— start —

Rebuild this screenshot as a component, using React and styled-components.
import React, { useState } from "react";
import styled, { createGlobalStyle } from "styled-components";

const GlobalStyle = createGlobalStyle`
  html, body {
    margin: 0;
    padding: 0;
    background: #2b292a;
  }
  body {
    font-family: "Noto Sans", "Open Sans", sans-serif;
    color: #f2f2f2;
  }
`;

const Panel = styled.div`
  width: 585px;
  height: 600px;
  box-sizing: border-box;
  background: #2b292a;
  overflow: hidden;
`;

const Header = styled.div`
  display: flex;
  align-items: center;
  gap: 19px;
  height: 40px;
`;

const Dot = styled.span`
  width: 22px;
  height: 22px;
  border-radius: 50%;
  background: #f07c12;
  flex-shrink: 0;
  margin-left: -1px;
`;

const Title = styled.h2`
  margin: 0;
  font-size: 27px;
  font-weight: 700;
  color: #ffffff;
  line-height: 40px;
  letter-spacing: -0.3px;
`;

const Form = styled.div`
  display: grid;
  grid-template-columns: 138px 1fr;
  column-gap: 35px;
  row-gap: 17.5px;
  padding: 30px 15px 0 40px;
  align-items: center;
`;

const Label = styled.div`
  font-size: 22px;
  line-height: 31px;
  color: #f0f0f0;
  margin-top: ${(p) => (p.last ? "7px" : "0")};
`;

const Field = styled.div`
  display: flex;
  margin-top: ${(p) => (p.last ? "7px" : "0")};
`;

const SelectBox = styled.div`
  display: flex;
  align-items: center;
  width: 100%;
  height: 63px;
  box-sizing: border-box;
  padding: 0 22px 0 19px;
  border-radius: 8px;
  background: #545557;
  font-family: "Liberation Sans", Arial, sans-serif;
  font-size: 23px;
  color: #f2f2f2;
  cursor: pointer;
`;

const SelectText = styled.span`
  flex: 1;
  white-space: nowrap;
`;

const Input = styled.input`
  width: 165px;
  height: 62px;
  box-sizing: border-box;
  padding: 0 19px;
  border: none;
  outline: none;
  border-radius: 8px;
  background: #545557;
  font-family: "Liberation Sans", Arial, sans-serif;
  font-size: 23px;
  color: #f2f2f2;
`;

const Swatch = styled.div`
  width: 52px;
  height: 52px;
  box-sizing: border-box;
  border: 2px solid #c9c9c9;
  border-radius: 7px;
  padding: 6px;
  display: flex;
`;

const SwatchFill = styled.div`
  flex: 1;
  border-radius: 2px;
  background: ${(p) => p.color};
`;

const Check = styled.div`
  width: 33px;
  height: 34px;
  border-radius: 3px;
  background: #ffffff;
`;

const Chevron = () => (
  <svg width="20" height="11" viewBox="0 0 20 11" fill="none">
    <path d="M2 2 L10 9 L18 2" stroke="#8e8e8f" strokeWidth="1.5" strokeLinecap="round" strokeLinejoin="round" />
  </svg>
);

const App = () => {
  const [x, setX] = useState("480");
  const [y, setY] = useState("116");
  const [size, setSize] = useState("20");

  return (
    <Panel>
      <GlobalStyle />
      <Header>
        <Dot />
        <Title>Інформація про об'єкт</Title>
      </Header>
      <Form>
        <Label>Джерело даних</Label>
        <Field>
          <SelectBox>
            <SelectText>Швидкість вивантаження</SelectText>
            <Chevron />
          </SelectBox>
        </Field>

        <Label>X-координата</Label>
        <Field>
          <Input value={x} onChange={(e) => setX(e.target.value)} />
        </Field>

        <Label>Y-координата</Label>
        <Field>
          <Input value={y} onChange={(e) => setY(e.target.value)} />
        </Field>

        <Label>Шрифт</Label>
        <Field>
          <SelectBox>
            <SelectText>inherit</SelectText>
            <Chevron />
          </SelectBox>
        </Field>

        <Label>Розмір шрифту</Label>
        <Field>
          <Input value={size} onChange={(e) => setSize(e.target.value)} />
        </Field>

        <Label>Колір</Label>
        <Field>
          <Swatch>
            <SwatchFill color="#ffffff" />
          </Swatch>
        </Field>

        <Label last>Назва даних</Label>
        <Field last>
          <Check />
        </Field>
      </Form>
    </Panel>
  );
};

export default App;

— end —

Aim of the exercise
Copy out each line exactly as written.

Task output
Rebuild this screenshot as a component, using React and styled-components.
import React, { useState } from "react";
import styled, { createGlobalStyle } from "styled-components";

const GlobalStyle = createGlobalStyle`
  html, body {
    margin: 0;
    padding: 0;
    background: #2b292a;
  }
  body {
    font-family: "Noto Sans", "Open Sans", sans-serif;
    color: #f2f2f2;
  }
`;

const Panel = styled.div`
  width: 585px;
  height: 600px;
  box-sizing: border-box;
  background: #2b292a;
  overflow: hidden;
`;

const Header = styled.div`
  display: flex;
  align-items: center;
  gap: 19px;
  height: 40px;
`;

const Dot = styled.span`
  width: 22px;
  height: 22px;
  border-radius: 50%;
  background: #f07c12;
  flex-shrink: 0;
  margin-left: -1px;
`;

const Title = styled.h2`
  margin: 0;
  font-size: 27px;
  font-weight: 700;
  color: #ffffff;
  line-height: 40px;
  letter-spacing: -0.3px;
`;

const Form = styled.div`
  display: grid;
  grid-template-columns: 138px 1fr;
  column-gap: 35px;
  row-gap: 17.5px;
  padding: 30px 15px 0 40px;
  align-items: center;
`;

const Label = styled.div`
  font-size: 22px;
  line-height: 31px;
  color: #f0f0f0;
  margin-top: ${(p) => (p.last ? "7px" : "0")};
`;

const Field = styled.div`
  display: flex;
  margin-top: ${(p) => (p.last ? "7px" : "0")};
`;

const SelectBox = styled.div`
  display: flex;
  align-items: center;
  width: 100%;
  height: 63px;
  box-sizing: border-box;
  padding: 0 22px 0 19px;
  border-radius: 8px;
  background: #545557;
  font-family: "Liberation Sans", Arial, sans-serif;
  font-size: 23px;
  color: #f2f2f2;
  cursor: pointer;
`;

const SelectText = styled.span`
  flex: 1;
  white-space: nowrap;
`;

const Input = styled.input`
  width: 165px;
  height: 62px;
  box-sizing: border-box;
  padding: 0 19px;
  border: none;
  outline: none;
  border-radius: 8px;
  background: #545557;
  font-family: "Liberation Sans", Arial, sans-serif;
  font-size: 23px;
  color: #f2f2f2;
`;

const Swatch = styled.div`
  width: 52px;
  height: 52px;
  box-sizing: border-box;
  border: 2px solid #c9c9c9;
  border-radius: 7px;
  padding: 6px;
  display: flex;
`;

const SwatchFill = styled.div`
  flex: 1;
  border-radius: 2px;
  background: ${(p) => p.color};
`;

const Check = styled.div`
  width: 33px;
  height: 34px;
  border-radius: 3px;
  background: #ffffff;
`;

const Chevron = () => (
  <svg width="20" height="11" viewBox="0 0 20 11" fill="none">
    <path d="M2 2 L10 9 L18 2" stroke="#8e8e8f" strokeWidth="1.5" strokeLinecap="round" strokeLinejoin="round" />
  </svg>
);

const App = () => {
  const [x, setX] = useState("480");
  const [y, setY] = useState("116");
  const [size, setSize] = useState("20");

  return (
    <Panel>
      <GlobalStyle />
      <Header>
        <Dot />
        <Title>Інформація про об'єкт</Title>
      </Header>
      <Form>
        <Label>Джерело даних</Label>
        <Field>
          <SelectBox>
            <SelectText>Швидкість вивантаження</SelectText>
            <Chevron />
          </SelectBox>
        </Field>

        <Label>X-координата</Label>
        <Field>
          <Input value={x} onChange={(e) => setX(e.target.value)} />
        </Field>

        <Label>Y-координата</Label>
        <Field>
          <Input value={y} onChange={(e) => setY(e.target.value)} />
        </Field>

        <Label>Шрифт</Label>
        <Field>
          <SelectBox>
            <SelectText>inherit</SelectText>
            <Chevron />
          </SelectBox>
        </Field>

        <Label>Розмір шрифту</Label>
        <Field>
          <Input value={size} onChange={(e) => setSize(e.target.value)} />
        </Field>

        <Label>Колір</Label>
        <Field>
          <Swatch>
            <SwatchFill color="#ffffff" />
          </Swatch>
        </Field>

        <Label last>Назва даних</Label>
        <Field last>
          <Check />
        </Field>
      </Form>
    </Panel>
  );
};

export default App;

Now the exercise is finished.